Tuesday, April 20th 2021, 8:00 am - B.C.'s winter featured plenty of mountain snow and moisture spilling onto the coast, but is the spring flooding risk higher as a result?

Storm after storm has brought an abundance of moisture to the coast and mountain snow to the higher terrain this past winter season, extending right into spring across B.C. For that, you can thank La Niña.

La Niña is a weather pattern that occurs when sea surface temperatures across the eastern equatorial part of the central Pacific Ocean are cooler than normal. This can affect global weather patterns, and in B.C.’s case, it means a rainy and snowy winter season. Winter sports enthusiasts must be thrilled so far this season, but the downside is an elevated risk of spring flooding.

HOW MUCH SNOW DO WE HAVE AS OF APRIL?

If you are a skier or snowboarder, then you know that it’s been a fabulous year for powder on the mountains in B.C. The average of all snow measurements across the province has come down by a mere two per cent since our March update.

The current snow measurement average is currently at 112 per cent of normal, according to the B.C. River Forecast Centre’s snow survey and water bulletin posted on April 1. The following information was posted in the report:

Overall, the province has above normal snowpack for April 1, 2021, with the average of all snow measurements across B.C. decreasing slightly to 112 per cent (March 1: 114 per cent). The East Kootenay is the only region below 100 per cent of normal. Regions with normal to slightly above normal snowpack (100-110 per cent) include the Middle Fraser, North Thompson, South Thompson, Upper Columbia, West Kootenay, Okanagan, Nicola and Boundary. Above normal snowpack (110-125 per cent) is present in the Upper Fraser East, Nechako, Lower Fraser, Similkameen, South Coast, Vancouver Island, Skagit, Peace, Skeena-Nass and Liard.

BCsnowbasins

A WARM PATTERN HAS PEOPLE SMILING, WHAT ABOUT FLOODING RISK?

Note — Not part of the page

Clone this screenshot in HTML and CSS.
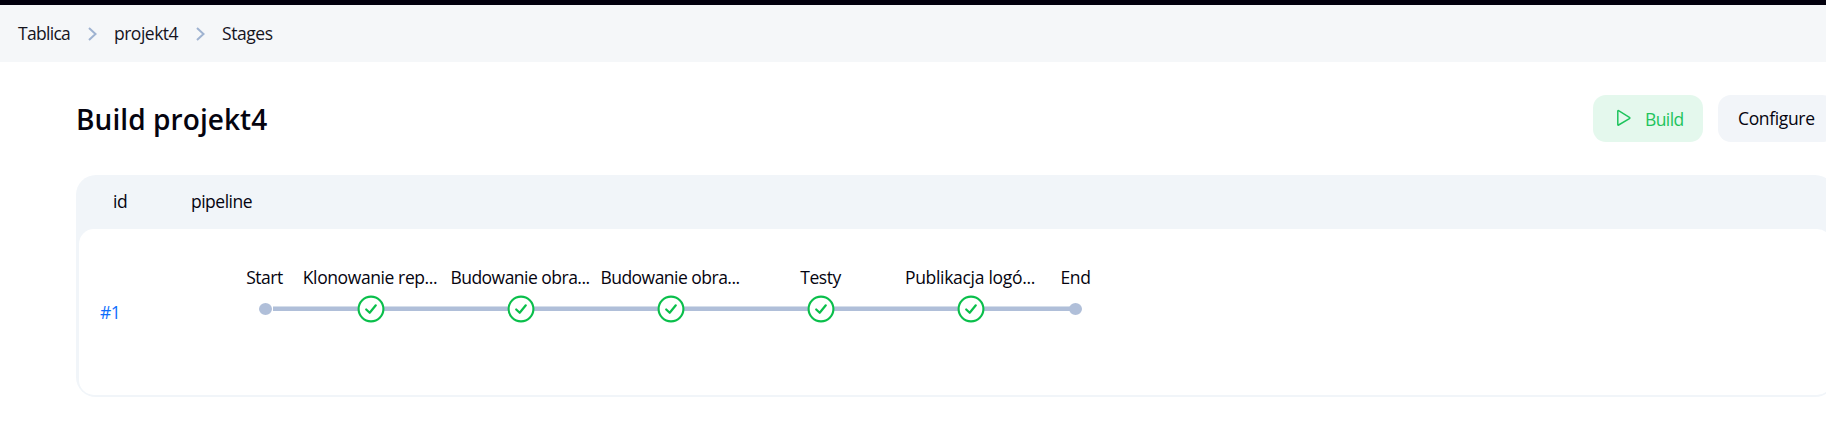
FILE: index.html
```html
<!DOCTYPE html>
<html lang="pl">
<head>
<meta charset="utf-8">
<title>Build projekt4</title>
<link rel="stylesheet" href="styles.css">
</head>
<body>
<svg class="defs" width="0" height="0">
  <symbol id="chevron" viewBox="0 0 9 14"><path d="M1 1l6.5 6L1 13" fill="none" stroke="#9fb3d1" stroke-width="2"/></symbol>
  <symbol id="check" viewBox="0 0 28 28"><circle cx="14" cy="14" r="12.4" fill="#fff" stroke="#0abf4b" stroke-width="2.1"/><path d="M9.2 14.5l3.5 3.3 6.1-7.5" fill="none" stroke="#0abf4b" stroke-width="2.2" stroke-linecap="round" stroke-linejoin="round"/></symbol>
</svg>
<nav class="breadcrumb">
  <a class="crumb crumb-home">Tablica</a>
  <svg class="chevron"><use href="#chevron"/></svg>
  <a class="crumb crumb-project">projekt4</a>
  <svg class="chevron"><use href="#chevron"/></svg>
  <a class="crumb crumb-page">Stages</a>
</nav>
<main class="page">
  <header class="heading">
    <h1 class="title">Build projekt4</h1>
    <a class="button button-build">
      <svg class="play" viewBox="0 0 16 18"><path d="M1.8 2.2v13.3q0 .9.8.5L13.4 9.6q.9-.6 0-1.2L2.6 1.7q-.8-.4-.8.5z" fill="none" stroke="#1ec45d" stroke-width="1.5"/></svg>
      <span class="build-text">Build</span>
    </a>
    <a class="button button-configure"><span class="configure-text">Configure</span></a>
  </header>
  <section class="table">
    <div class="table-head"><span class="col-id">id</span><span class="col-pipeline">pipeline</span></div>
    <div class="table-row">
      <a class="run">#1</a>
      <div class="pipeline">
        <div class="stage terminal first"><span class="label start">Start</span><div class="track"><i class="dot"></i></div></div>
        <div class="stage"><span class="label clone">Klonowanie rep...</span><div class="track"><svg class="check"><use href="#check"/></svg></div></div>
        <div class="stage"><span class="label image">Budowanie obra...</span><div class="track"><svg class="check"><use href="#check"/></svg></div></div>
        <div class="stage"><span class="label image">Budowanie obra...</span><div class="track"><svg class="check"><use href="#check"/></svg></div></div>
        <div class="stage"><span class="label tests">Testy</span><div class="track"><svg class="check"><use href="#check"/></svg></div></div>
        <div class="stage"><span class="label publish">Publikacja logó...</span><div class="track"><svg class="check"><use href="#check"/></svg></div></div>
        <div class="stage terminal last"><span class="label end">End</span><div class="track"><i class="dot"></i></div></div>
      </div>
    </div>
  </section>
</main>
</body>
</html>
```
FILE: styles.css
```css
* { box-sizing: border-box; }
body {
  margin: 0;
  height: 431px;
  overflow: hidden;
  background: #fff;
  color: #05040f;
  font: 17.5px/24px "Segoe UI", "Open Sans", sans-serif;
  letter-spacing: -0.6px;
  white-space: nowrap;
}
.defs { display: block; }
.breadcrumb {
  display: flex;
  align-items: center;
  height: 62px;
  padding: 0 0 0 18px;
  border-top: 5px solid #02000d;
  background: #f5f7f9;
}
.crumb { padding-bottom: 2px; color: #15141d; }
.crumb-home { width: 70px; letter-spacing: -0.7px; }
.crumb-project { width: 82px; letter-spacing: -0.5px; }
.crumb-page { letter-spacing: -0.45px; }
.crumb-home, .crumb-project, .crumb-page { flex: none; }
.chevron { width: 9px; height: 14px; margin-right: 17px; }
.page { width: 1835px; padding: 33px 0 0 76px; }
.heading { display: flex; height: 47px; margin-bottom: 33px; }
.title {
  flex: 1;
  margin: 0;
  font-size: 28px;
  line-height: 49px;
  font-weight: 600;
  letter-spacing: 0.08px;
}
.button {
  display: flex;
  align-items: center;
  height: 47px;
  border-radius: 13px;
}
.button-build { width: 110px; padding-left: 23px; margin-right: 15px; background: #e4f8ed; color: #1ec45d; }
.play { width: 16px; height: 18px; margin: 0 13px 1px 0; }
.button-configure { width: 117px; padding: 0 0 2px 20px; background: #f2f5f9; letter-spacing: -0.35px; }
.table {
  height: 222px;
  padding: 0 3px 2px;
  border-radius: 20px;
  background: #f1f5f9;
}
.table-head { display: flex; height: 54px; padding: 14px 0 0 34px; }
.col-id { width: 78px; letter-spacing: -0.4px; }
.col-pipeline { letter-spacing: -0.5px; }
.table-row {
  display: flex;
  height: 166px;
  border-radius: 15px;
  background: #fff;
}
.run { width: 153px; padding: 71px 0 0 21px; color: #0d6efd; }
.pipeline { display: flex; padding-top: 36px; }
.stage { width: 150px; text-align: center; }
.label { display: block; height: 24px; }
.start { padding-left: 1px; letter-spacing: -0.45px; }
.clone { padding-right: 2px; letter-spacing: -0.4px; }
.image { padding-right: 2px; letter-spacing: -0.52px; }
.tests { padding-right: 1px; letter-spacing: -0.5px; }
.publish { padding-right: 2px; letter-spacing: -0.3px; }
.end { padding-right: 5px; letter-spacing: -0.45px; }
.track {
  display: flex;
  align-items: center;
  justify-content: center;
  height: 28px;
  margin-top: 6px;
  background: linear-gradient(#d5deea 0 1px, #b0bfd9 1px) 0 11px / 100% 5px no-repeat;
}
.check { width: 28px; height: 28px; }
.terminal { width: 64px; }
.dot { width: 13px; height: 12px; border-radius: 50%; background: #b0bfd9; }
.first .track { justify-content: flex-start; padding-left: 27px; background-position: 41px 11px; }
.last .track { justify-content: flex-start; padding-left: 23px; background-size: 30px 5px; }
```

The pattern brought abundant snow and rain to the coast in early April, and a lack of precipitation to the Interior. Now, the pattern has flipped and a ridge of high pressure has been parked over B.C. for the last week, and a significant warmup has occurred across the province.

Many record-breaking days of heat and tons of sunshine had me concerned about early melting and the risk of flooding. However, this pattern I learned from B.C. River Forecast Centre hydrologist Jonathan Boyd is exactly what we need right now.

“It may be a major benefit. Especially because it's happening in the middle of April, not in the middle of May. Because it's the middle of April, the days are shorter, the temperatures are not as warm (and) the sun angle isn't as intense. So the snow hasn't really even started melting very much at the high-elevation sites," said Boyd.

currentpattern

This will allow for a more gradual melt to begin, rather than an abrupt melt to happen if it occurred later in the spring.

WHAT ARE THE VARIABLES THAT GO INTO PREDICTING FLOODING

La Niña years have resulted in significant flooding in B.C., including in 2017, 2012 and 2011. Although those years had similar characteristics, this doesn’t mean flooding is guaranteed.

Boyd told me he believed there would be “some versions” of flooding somewhere in the province. He goes on to say: "One region's best-case scenario for weather conditions might be another region's worst-case scenario. That being said, it starts with the snowpack but then it becomes more about the weather conditions.”

I’ve learned that it is really all about balance. A slow melt with short warmups, followed by cooler conditions, is really ideal, according to Boyd. This allows the snowpack to gradually melt. Precipitation that is not extreme is important to have in order to reduce the risk of flooding.

If we experience heavy rain and snow events, this could lead to the risk of flooding. We will watch the pattern closely into the month of May here at The Weather Network and hope for no extremes, both temperatures and precipitation.